Figure: Cubic grid(left top) and icosahedral grid(left bottom). Right figure shows the result of life-cycle experiment of extratropical cyclones by the icosahedral atmospheric model with 3.5km grid.

We are developing super-high resolution atmospheric and oceanic general circulation models, which can be run efficiently on the "Earth Simulator". In order to explicitly resolve clouds for the atmosphere, it is necessary to cover the the entire globe with less than 5km mesh. For the ocean, explicit resolving of mesoscale eddies requires less than 10km grid size. For these purposes, we do not employ the traditional latitude-longitude grid. Instead, we use quasi-uniform grid systems, which are advantageous for parallel-computation and calculation of physical processes.
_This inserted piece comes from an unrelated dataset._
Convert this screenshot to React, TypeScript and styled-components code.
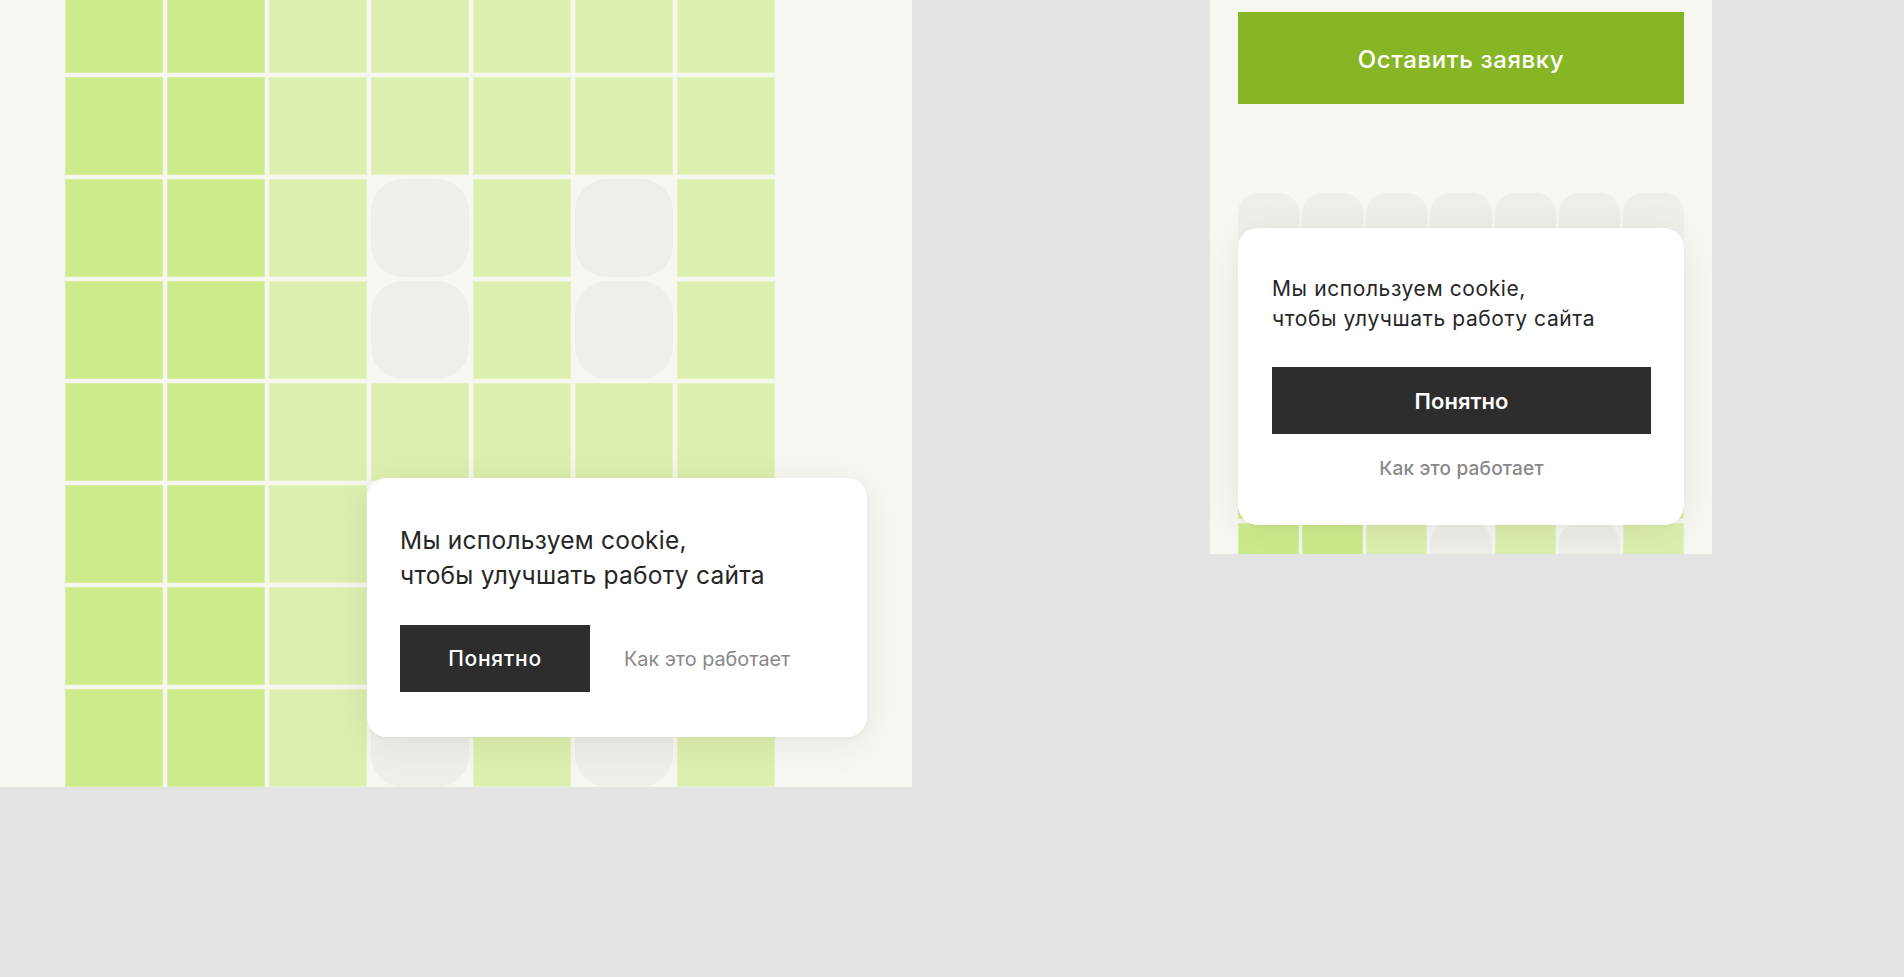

The atmospheric modeling subgroup is developing a global cloud resolving model based on the non-hydrostatic equations by using an icosahedral grid structure as the horizontal mesh. With this model, we can explicitly calculate cloud physical processes including various transformations of water substance such as cloud water, rain, snow, and graupel. By directly resolving clouds and avoiding cumulus parameterizations with our new model, it is hoped that this model will lead to breakthrough of predictions of hydrological cycle and climate change.

The oceanic modeling subgroup is developing an oceanic general circulation model by using the cubic grid. We expect that the mass and heat transport caused by the mesoscale eddies can be studied in the world ocean using this new model without parameterizations. In parallel to this development, we also carry out eddy-resolving calculation of the southern ocean as a first step to the study of the world ocean eddy activities.